▸ Problem:
Tally the lines holding the word "React" and state the count by itself.
[Start of Stored data]
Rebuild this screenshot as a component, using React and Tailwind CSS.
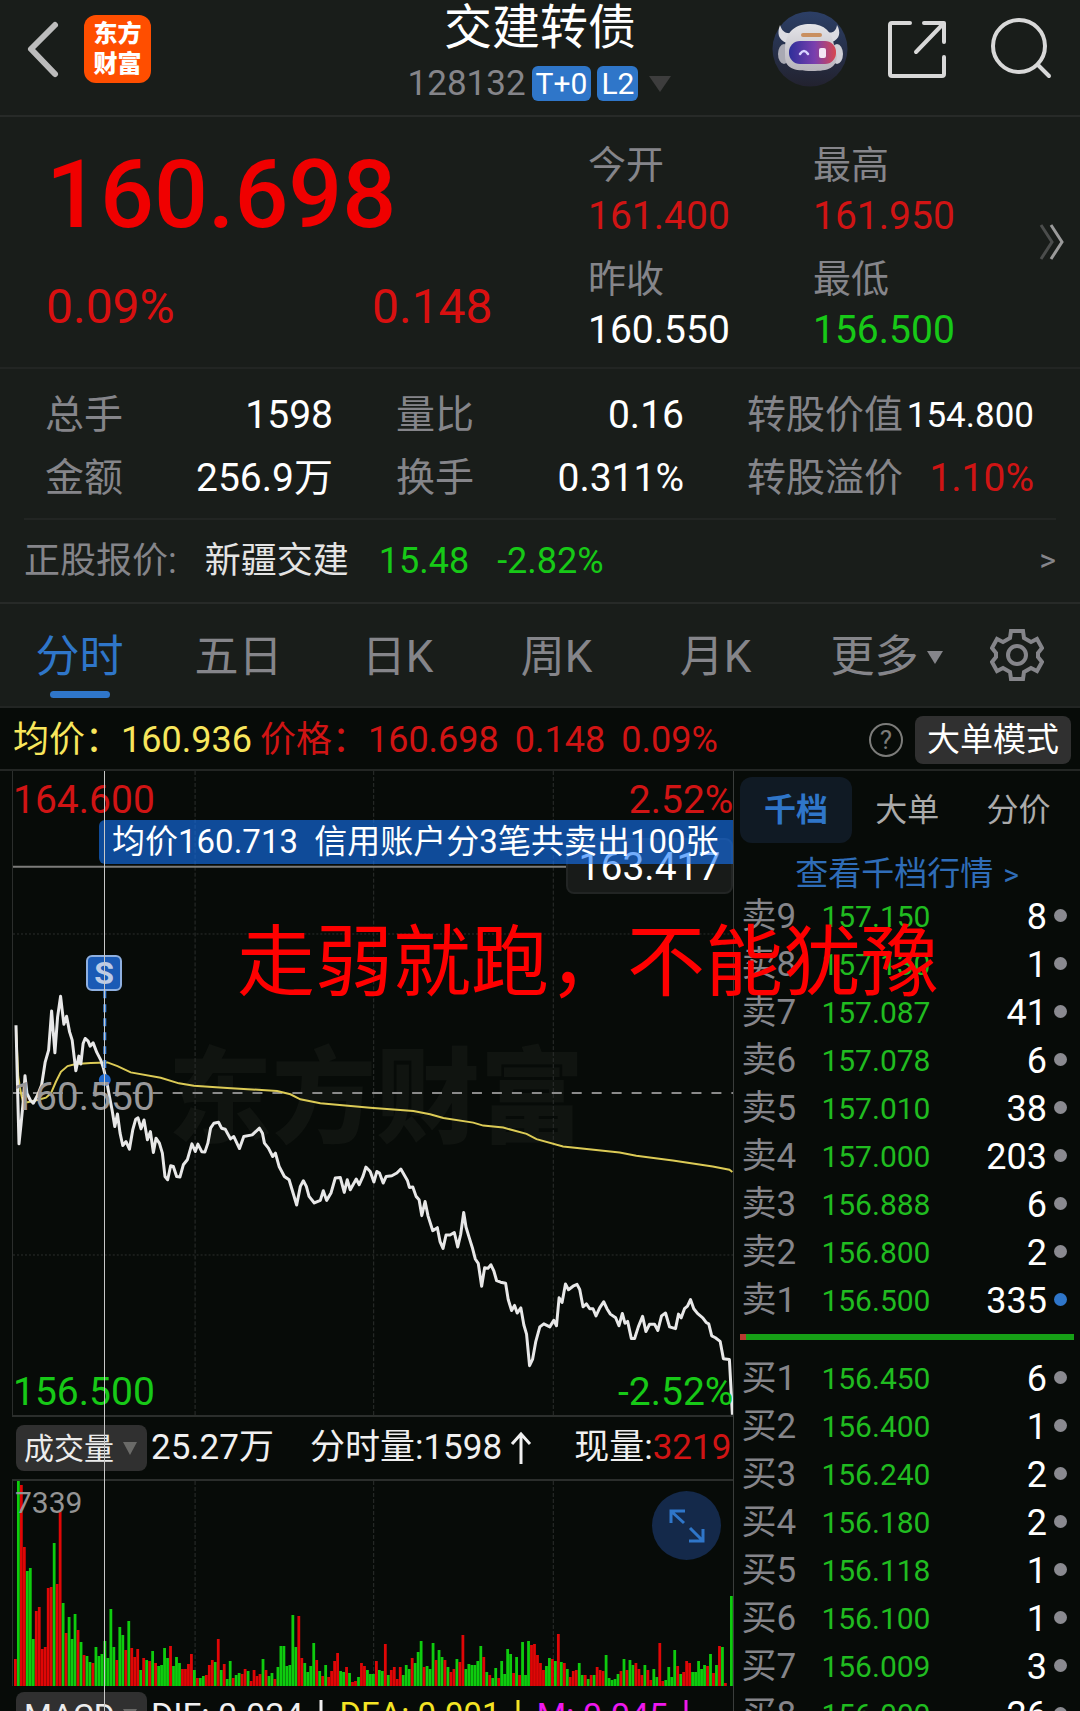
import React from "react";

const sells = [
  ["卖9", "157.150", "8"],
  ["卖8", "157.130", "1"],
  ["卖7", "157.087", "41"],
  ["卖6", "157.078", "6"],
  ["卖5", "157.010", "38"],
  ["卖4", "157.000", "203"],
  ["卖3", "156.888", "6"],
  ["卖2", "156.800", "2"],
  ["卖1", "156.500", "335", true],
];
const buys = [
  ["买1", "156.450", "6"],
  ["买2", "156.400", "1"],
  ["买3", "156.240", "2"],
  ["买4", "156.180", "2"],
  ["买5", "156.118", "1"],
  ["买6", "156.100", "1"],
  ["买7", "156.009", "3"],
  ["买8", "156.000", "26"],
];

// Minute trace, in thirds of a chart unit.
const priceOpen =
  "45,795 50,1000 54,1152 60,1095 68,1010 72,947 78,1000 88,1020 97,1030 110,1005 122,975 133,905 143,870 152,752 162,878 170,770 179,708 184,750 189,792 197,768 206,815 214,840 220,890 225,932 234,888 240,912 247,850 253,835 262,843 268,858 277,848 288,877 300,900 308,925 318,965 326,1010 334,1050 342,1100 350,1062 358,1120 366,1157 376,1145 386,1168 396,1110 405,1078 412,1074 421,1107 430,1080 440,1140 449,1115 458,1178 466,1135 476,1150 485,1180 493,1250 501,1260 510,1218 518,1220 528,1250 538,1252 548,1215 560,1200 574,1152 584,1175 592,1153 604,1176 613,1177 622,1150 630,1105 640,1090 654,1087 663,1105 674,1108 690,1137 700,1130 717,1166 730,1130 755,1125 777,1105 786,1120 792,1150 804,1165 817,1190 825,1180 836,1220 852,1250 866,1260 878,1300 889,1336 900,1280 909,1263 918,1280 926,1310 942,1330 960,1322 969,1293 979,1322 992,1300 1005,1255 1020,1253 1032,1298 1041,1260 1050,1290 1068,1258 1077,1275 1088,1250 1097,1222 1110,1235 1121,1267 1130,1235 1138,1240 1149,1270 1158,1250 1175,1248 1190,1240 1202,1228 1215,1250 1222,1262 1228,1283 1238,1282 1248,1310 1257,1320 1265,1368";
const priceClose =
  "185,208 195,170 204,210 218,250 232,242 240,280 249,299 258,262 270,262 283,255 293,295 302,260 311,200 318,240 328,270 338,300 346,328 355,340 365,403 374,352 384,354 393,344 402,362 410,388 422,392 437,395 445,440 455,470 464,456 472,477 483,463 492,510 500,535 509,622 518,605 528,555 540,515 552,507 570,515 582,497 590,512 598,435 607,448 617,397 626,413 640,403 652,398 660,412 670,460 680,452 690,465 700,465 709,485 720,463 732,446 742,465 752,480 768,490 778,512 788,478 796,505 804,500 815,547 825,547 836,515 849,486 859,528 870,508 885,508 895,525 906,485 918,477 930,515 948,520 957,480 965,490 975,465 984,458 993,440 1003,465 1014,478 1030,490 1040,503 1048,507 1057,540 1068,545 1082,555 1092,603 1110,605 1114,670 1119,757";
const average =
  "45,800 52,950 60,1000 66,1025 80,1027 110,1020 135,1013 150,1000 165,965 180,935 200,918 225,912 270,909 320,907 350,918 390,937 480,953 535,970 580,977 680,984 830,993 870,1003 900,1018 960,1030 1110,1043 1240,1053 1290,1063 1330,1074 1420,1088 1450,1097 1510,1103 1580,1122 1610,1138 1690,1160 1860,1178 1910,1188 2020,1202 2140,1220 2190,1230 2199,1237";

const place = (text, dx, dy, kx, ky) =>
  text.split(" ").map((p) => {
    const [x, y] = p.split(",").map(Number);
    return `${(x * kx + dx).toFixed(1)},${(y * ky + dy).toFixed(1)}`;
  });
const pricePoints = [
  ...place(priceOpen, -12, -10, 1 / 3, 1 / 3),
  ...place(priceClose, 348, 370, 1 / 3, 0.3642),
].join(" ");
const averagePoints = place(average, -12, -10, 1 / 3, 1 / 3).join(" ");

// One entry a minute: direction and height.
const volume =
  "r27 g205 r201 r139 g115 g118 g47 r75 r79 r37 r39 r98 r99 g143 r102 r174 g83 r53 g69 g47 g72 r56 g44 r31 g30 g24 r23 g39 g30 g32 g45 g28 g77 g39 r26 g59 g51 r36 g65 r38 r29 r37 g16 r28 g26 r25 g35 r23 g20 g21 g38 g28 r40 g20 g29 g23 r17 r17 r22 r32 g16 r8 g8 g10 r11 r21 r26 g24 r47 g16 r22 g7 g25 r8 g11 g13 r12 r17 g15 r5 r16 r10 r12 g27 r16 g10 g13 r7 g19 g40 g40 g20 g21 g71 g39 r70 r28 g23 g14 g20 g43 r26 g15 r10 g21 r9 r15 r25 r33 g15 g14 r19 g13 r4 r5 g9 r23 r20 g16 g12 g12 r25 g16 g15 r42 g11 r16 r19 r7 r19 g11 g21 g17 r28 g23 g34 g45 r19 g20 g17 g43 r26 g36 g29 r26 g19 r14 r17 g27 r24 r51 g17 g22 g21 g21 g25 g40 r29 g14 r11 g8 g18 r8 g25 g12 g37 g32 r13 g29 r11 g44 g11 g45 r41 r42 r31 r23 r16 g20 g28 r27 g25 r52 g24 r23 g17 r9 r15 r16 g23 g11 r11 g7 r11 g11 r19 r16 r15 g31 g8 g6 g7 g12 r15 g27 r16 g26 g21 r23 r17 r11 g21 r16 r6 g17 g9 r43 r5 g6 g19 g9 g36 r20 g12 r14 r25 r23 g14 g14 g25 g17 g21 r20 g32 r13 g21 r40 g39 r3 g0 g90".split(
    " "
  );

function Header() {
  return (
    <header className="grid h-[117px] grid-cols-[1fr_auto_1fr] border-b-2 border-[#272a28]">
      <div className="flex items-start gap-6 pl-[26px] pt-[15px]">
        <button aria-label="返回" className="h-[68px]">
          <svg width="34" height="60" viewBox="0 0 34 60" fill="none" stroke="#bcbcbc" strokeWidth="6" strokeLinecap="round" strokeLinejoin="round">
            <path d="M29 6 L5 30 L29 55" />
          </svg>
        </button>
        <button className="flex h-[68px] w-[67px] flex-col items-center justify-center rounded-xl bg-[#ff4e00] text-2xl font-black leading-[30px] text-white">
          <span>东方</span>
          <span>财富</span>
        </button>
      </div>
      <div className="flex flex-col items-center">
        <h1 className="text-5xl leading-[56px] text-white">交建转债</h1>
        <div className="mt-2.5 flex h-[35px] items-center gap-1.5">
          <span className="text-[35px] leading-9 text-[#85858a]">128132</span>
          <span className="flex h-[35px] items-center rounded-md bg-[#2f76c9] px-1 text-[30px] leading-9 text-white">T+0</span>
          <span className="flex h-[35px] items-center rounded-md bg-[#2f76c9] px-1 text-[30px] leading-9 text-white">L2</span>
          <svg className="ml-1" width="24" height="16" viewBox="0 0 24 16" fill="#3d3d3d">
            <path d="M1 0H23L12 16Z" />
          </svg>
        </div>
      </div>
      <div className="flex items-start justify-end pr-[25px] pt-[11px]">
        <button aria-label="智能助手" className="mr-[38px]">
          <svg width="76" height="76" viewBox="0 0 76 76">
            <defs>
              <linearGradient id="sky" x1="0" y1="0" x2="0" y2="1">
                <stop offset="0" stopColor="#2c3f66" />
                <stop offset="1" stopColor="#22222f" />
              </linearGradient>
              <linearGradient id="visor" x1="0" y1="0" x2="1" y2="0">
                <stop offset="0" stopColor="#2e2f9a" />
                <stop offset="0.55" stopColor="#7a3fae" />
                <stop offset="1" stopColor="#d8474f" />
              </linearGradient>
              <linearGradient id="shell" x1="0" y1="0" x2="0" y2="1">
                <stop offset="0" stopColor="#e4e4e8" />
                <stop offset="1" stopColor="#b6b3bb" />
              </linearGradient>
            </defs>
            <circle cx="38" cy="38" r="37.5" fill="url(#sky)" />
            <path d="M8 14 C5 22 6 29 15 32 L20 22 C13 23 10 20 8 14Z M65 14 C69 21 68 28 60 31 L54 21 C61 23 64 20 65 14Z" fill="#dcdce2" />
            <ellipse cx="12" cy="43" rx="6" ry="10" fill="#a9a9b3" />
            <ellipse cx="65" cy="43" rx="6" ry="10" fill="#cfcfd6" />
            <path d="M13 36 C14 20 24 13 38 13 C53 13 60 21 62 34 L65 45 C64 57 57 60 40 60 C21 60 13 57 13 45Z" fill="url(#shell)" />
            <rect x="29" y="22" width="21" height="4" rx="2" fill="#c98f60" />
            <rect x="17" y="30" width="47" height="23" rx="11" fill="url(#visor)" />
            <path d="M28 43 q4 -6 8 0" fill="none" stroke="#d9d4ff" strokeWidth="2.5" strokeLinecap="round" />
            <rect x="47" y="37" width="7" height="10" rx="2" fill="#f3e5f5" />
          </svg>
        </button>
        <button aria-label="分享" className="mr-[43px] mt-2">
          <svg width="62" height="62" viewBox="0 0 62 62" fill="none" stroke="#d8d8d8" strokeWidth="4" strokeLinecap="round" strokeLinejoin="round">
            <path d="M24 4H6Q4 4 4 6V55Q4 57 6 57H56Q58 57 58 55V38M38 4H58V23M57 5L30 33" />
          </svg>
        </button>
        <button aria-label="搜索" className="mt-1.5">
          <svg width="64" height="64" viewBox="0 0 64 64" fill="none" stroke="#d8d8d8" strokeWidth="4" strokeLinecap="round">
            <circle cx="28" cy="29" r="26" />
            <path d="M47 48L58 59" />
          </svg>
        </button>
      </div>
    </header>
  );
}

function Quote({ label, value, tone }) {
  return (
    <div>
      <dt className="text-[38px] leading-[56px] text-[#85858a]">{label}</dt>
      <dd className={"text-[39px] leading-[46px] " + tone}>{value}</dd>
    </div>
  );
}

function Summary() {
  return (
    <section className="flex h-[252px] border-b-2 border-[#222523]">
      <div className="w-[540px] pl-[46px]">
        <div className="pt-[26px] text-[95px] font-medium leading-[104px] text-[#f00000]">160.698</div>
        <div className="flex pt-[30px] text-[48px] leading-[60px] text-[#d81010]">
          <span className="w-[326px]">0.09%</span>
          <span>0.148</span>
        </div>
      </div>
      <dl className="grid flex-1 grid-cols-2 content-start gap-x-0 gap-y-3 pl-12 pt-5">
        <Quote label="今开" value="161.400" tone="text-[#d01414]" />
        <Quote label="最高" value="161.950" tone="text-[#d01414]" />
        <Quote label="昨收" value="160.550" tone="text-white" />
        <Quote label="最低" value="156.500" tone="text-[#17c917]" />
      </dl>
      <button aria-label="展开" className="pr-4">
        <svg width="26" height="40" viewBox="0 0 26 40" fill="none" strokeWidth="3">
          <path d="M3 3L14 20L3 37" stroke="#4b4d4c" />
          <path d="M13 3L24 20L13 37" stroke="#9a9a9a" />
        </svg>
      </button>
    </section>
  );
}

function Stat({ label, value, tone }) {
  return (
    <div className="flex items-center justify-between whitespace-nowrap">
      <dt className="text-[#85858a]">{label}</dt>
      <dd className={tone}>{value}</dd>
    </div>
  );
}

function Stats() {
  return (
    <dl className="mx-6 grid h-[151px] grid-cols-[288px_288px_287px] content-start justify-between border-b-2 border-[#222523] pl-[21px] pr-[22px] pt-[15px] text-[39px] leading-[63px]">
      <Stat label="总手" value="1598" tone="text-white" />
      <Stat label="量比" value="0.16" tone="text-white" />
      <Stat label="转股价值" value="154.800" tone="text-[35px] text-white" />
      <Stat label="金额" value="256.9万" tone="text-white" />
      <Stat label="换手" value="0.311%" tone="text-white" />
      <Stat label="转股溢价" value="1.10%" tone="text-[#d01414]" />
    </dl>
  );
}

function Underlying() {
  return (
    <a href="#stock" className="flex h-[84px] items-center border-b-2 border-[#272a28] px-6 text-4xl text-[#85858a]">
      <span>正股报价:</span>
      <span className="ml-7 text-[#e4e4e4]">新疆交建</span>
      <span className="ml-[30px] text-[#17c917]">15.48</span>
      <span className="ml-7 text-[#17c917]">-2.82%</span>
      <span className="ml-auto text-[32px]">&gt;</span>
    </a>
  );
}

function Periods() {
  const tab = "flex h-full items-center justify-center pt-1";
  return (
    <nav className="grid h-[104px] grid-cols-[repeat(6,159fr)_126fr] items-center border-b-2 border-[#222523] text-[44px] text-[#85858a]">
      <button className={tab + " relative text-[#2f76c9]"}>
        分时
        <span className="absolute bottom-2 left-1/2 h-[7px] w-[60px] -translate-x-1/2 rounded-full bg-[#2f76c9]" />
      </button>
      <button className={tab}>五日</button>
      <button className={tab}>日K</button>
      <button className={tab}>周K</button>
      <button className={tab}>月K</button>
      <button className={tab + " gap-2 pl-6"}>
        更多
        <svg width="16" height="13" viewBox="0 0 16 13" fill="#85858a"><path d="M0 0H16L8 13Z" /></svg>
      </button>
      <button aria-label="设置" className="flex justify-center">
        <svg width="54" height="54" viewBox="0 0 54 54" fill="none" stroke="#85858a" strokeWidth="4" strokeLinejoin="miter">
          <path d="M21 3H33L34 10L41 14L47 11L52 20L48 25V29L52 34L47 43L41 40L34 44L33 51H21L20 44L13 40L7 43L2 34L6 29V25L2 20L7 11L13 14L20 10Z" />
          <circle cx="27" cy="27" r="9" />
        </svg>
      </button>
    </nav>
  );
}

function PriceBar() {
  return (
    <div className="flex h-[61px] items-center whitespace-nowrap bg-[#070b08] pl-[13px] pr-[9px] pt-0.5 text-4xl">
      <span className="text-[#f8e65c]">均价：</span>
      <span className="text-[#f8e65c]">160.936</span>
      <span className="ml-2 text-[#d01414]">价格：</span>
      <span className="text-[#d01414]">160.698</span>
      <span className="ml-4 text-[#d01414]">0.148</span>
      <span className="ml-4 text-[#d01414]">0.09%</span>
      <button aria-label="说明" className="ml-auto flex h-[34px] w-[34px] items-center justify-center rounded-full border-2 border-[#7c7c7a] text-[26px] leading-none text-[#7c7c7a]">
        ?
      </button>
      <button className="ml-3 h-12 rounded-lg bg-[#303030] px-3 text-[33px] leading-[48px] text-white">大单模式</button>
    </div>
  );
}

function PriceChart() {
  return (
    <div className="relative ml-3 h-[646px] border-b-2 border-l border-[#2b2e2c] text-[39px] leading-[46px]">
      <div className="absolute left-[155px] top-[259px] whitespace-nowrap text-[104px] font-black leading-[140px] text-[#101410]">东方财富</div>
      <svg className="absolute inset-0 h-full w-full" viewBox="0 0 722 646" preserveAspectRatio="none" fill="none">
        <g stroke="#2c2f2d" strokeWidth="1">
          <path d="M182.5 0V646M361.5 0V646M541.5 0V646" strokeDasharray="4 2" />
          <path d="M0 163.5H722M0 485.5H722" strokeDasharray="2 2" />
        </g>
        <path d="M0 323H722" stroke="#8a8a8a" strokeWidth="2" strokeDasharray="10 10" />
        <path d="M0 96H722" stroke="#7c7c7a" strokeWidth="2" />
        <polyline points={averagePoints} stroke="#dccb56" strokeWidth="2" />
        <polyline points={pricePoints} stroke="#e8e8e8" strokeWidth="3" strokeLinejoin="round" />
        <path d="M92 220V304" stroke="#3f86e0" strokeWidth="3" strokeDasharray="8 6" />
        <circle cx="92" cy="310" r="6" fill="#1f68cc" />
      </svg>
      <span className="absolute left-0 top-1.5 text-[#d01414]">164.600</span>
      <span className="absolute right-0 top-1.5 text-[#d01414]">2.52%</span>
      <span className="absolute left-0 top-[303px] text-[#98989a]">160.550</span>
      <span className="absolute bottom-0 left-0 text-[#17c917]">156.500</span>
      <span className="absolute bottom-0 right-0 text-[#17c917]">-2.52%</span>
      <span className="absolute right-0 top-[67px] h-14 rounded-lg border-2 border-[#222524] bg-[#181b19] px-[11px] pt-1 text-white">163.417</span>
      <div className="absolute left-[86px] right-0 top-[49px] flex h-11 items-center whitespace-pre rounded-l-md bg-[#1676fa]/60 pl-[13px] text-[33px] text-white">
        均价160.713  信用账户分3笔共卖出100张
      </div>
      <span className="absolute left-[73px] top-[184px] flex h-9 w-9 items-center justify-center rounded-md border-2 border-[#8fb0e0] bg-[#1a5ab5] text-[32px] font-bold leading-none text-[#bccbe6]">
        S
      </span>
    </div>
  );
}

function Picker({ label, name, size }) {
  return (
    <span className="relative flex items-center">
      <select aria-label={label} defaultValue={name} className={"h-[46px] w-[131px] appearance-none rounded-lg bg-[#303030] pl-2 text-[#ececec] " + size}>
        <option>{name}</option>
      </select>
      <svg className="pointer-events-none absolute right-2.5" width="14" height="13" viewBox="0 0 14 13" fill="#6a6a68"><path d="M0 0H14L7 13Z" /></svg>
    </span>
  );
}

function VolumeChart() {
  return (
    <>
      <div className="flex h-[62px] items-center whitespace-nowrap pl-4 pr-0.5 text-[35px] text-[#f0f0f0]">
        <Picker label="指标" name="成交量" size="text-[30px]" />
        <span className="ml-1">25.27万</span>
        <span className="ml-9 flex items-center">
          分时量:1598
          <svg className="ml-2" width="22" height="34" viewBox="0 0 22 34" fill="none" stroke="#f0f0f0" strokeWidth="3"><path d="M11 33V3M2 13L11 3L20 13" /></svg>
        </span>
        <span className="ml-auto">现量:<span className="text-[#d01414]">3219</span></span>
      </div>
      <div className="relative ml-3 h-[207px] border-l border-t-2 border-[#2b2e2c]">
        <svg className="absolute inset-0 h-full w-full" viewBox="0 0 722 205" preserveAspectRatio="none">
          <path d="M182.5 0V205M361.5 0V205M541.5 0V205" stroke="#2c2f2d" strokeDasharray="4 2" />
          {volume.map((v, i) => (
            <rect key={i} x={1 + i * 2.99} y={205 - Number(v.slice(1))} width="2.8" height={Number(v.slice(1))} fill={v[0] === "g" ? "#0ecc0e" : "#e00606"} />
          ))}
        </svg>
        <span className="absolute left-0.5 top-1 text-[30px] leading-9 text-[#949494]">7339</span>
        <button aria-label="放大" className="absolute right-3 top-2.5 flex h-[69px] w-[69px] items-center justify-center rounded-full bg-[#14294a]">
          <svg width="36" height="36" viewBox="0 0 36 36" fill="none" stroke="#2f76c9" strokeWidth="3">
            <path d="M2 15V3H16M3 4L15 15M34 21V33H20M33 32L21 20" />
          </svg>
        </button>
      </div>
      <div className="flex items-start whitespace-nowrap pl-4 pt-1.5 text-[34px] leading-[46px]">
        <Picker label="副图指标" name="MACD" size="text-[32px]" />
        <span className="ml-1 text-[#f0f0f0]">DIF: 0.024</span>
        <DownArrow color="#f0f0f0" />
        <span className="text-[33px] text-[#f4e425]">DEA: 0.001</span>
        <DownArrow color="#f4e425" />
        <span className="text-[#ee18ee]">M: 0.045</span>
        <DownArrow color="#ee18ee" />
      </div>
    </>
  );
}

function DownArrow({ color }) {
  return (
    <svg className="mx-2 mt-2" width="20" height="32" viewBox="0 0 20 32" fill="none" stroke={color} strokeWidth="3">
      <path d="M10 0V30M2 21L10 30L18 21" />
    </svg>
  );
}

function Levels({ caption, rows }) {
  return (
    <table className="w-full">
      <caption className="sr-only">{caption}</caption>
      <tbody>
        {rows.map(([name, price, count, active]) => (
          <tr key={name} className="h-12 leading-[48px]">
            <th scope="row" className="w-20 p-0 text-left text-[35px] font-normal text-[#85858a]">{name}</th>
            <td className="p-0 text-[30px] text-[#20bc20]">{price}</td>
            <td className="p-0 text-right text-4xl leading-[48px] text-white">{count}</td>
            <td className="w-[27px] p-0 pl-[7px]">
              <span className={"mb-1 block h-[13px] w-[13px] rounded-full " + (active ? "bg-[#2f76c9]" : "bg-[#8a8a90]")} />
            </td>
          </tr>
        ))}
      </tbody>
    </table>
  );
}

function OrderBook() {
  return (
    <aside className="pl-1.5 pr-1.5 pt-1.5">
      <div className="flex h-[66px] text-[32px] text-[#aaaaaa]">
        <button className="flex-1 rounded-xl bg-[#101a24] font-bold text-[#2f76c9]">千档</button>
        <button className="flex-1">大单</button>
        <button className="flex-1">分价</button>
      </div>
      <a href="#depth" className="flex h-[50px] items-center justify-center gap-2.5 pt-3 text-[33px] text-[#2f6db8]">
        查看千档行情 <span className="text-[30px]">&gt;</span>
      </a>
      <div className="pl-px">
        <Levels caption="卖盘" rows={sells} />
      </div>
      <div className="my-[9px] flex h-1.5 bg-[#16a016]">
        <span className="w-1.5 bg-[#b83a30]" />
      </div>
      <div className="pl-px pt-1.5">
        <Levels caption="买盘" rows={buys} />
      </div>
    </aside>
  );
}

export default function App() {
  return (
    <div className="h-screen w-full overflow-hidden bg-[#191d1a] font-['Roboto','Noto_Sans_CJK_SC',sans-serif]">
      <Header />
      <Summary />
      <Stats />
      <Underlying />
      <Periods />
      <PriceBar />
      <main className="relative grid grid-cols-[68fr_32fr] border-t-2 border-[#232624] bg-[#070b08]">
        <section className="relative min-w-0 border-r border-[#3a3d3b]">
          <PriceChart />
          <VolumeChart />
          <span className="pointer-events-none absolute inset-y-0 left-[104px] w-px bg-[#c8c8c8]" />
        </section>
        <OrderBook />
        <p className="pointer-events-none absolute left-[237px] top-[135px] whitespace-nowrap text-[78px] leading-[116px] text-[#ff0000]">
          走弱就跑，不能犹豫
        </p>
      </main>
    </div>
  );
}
[End of Stored data]
▸ Answer:
2